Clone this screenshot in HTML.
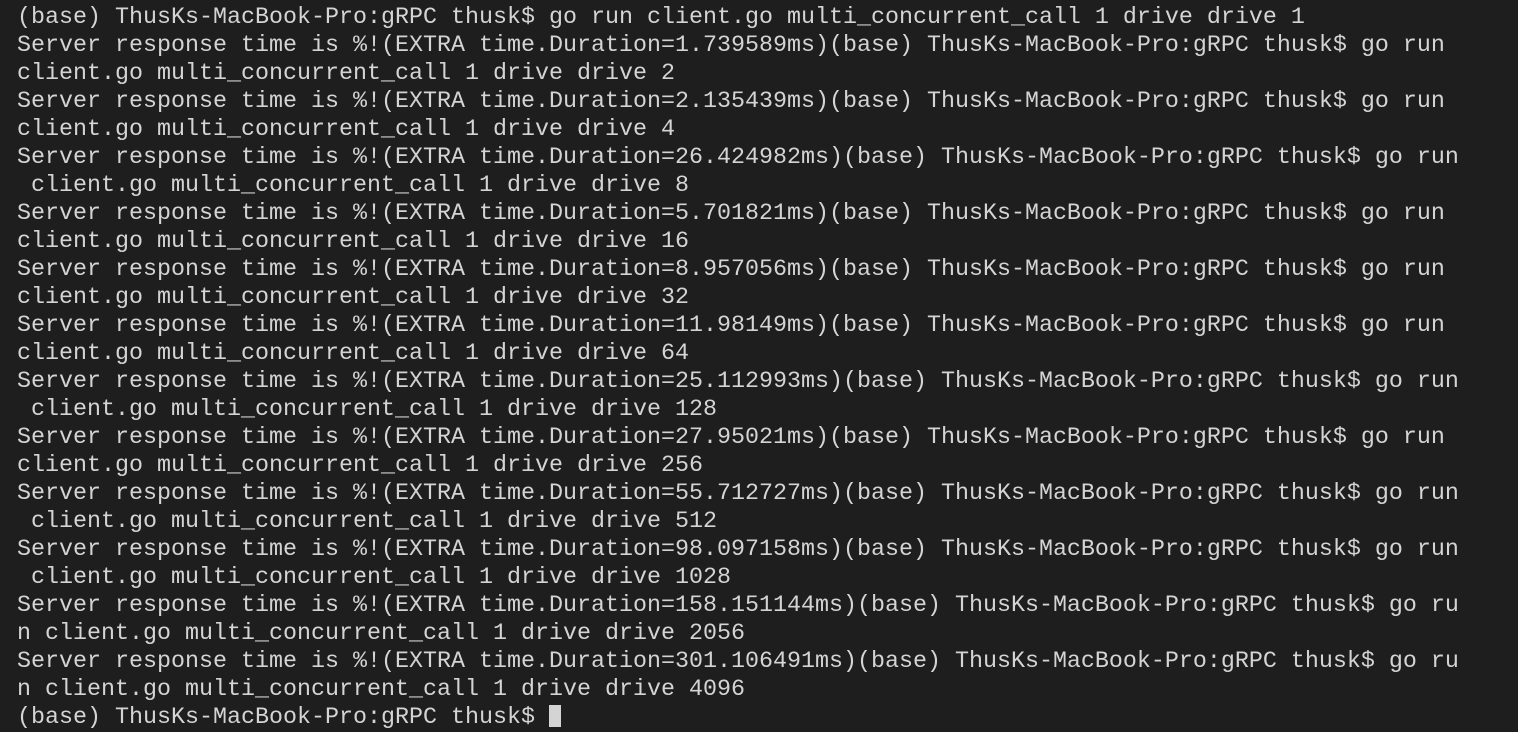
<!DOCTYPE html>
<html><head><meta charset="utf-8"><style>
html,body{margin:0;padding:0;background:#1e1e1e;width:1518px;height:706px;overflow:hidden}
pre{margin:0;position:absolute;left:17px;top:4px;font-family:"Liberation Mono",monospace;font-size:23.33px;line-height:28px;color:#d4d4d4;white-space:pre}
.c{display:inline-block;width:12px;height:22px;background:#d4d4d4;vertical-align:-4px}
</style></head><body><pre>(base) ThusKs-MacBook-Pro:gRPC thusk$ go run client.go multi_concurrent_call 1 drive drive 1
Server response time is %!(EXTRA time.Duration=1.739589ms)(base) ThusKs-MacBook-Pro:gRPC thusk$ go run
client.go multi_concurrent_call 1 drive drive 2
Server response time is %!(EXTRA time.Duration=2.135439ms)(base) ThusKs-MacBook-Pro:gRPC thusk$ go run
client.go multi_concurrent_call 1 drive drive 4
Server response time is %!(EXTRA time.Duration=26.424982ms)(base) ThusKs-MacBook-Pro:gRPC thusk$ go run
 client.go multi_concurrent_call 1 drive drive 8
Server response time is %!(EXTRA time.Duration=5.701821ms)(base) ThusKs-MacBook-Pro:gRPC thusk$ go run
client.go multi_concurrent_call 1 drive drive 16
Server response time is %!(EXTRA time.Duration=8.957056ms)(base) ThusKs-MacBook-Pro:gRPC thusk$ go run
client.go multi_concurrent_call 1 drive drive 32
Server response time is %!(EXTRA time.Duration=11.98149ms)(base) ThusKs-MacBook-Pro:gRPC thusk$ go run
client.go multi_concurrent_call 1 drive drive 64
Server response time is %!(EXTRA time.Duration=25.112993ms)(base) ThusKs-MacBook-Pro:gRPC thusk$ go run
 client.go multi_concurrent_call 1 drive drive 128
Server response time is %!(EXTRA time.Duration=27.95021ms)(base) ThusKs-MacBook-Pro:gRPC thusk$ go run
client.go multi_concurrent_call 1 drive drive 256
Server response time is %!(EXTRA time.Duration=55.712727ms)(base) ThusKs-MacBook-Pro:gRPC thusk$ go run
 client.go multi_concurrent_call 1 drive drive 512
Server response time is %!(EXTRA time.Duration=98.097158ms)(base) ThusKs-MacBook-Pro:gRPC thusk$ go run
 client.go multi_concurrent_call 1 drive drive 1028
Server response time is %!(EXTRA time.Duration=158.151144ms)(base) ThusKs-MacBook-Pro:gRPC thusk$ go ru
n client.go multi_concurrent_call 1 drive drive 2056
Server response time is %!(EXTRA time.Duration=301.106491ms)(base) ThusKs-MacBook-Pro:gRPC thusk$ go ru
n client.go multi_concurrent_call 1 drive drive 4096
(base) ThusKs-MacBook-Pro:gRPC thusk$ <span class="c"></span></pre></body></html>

* * *

### [Written problem]
Keep every word of the data as it is when you write it out, but drop the pictures.

### [Reply]
Clone this screenshot in HTML.
<!DOCTYPE html>
<html><head><meta charset="utf-8"><style>
html,body{margin:0;padding:0;background:#1e1e1e;width:1518px;height:706px;overflow:hidden}
pre{margin:0;position:absolute;left:17px;top:4px;font-family:"Liberation Mono",monospace;font-size:23.33px;line-height:28px;color:#d4d4d4;white-space:pre}
.c{display:inline-block;width:12px;height:22px;background:#d4d4d4;vertical-align:-4px}
</style></head><body><pre>(base) ThusKs-MacBook-Pro:gRPC thusk$ go run client.go multi_concurrent_call 1 drive drive 1
Server response time is %!(EXTRA time.Duration=1.739589ms)(base) ThusKs-MacBook-Pro:gRPC thusk$ go run
client.go multi_concurrent_call 1 drive drive 2
Server response time is %!(EXTRA time.Duration=2.135439ms)(base) ThusKs-MacBook-Pro:gRPC thusk$ go run
client.go multi_concurrent_call 1 drive drive 4
Server response time is %!(EXTRA time.Duration=26.424982ms)(base) ThusKs-MacBook-Pro:gRPC thusk$ go run
 client.go multi_concurrent_call 1 drive drive 8
Server response time is %!(EXTRA time.Duration=5.701821ms)(base) ThusKs-MacBook-Pro:gRPC thusk$ go run
client.go multi_concurrent_call 1 drive drive 16
Server response time is %!(EXTRA time.Duration=8.957056ms)(base) ThusKs-MacBook-Pro:gRPC thusk$ go run
client.go multi_concurrent_call 1 drive drive 32
Server response time is %!(EXTRA time.Duration=11.98149ms)(base) ThusKs-MacBook-Pro:gRPC thusk$ go run
client.go multi_concurrent_call 1 drive drive 64
Server response time is %!(EXTRA time.Duration=25.112993ms)(base) ThusKs-MacBook-Pro:gRPC thusk$ go run
 client.go multi_concurrent_call 1 drive drive 128
Server response time is %!(EXTRA time.Duration=27.95021ms)(base) ThusKs-MacBook-Pro:gRPC thusk$ go run
client.go multi_concurrent_call 1 drive drive 256
Server response time is %!(EXTRA time.Duration=55.712727ms)(base) ThusKs-MacBook-Pro:gRPC thusk$ go run
 client.go multi_concurrent_call 1 drive drive 512
Server response time is %!(EXTRA time.Duration=98.097158ms)(base) ThusKs-MacBook-Pro:gRPC thusk$ go run
 client.go multi_concurrent_call 1 drive drive 1028
Server response time is %!(EXTRA time.Duration=158.151144ms)(base) ThusKs-MacBook-Pro:gRPC thusk$ go ru
n client.go multi_concurrent_call 1 drive drive 2056
Server response time is %!(EXTRA time.Duration=301.106491ms)(base) ThusKs-MacBook-Pro:gRPC thusk$ go ru
n client.go multi_concurrent_call 1 drive drive 4096
(base) ThusKs-MacBook-Pro:gRPC thusk$ <span class="c"></span></pre></body></html>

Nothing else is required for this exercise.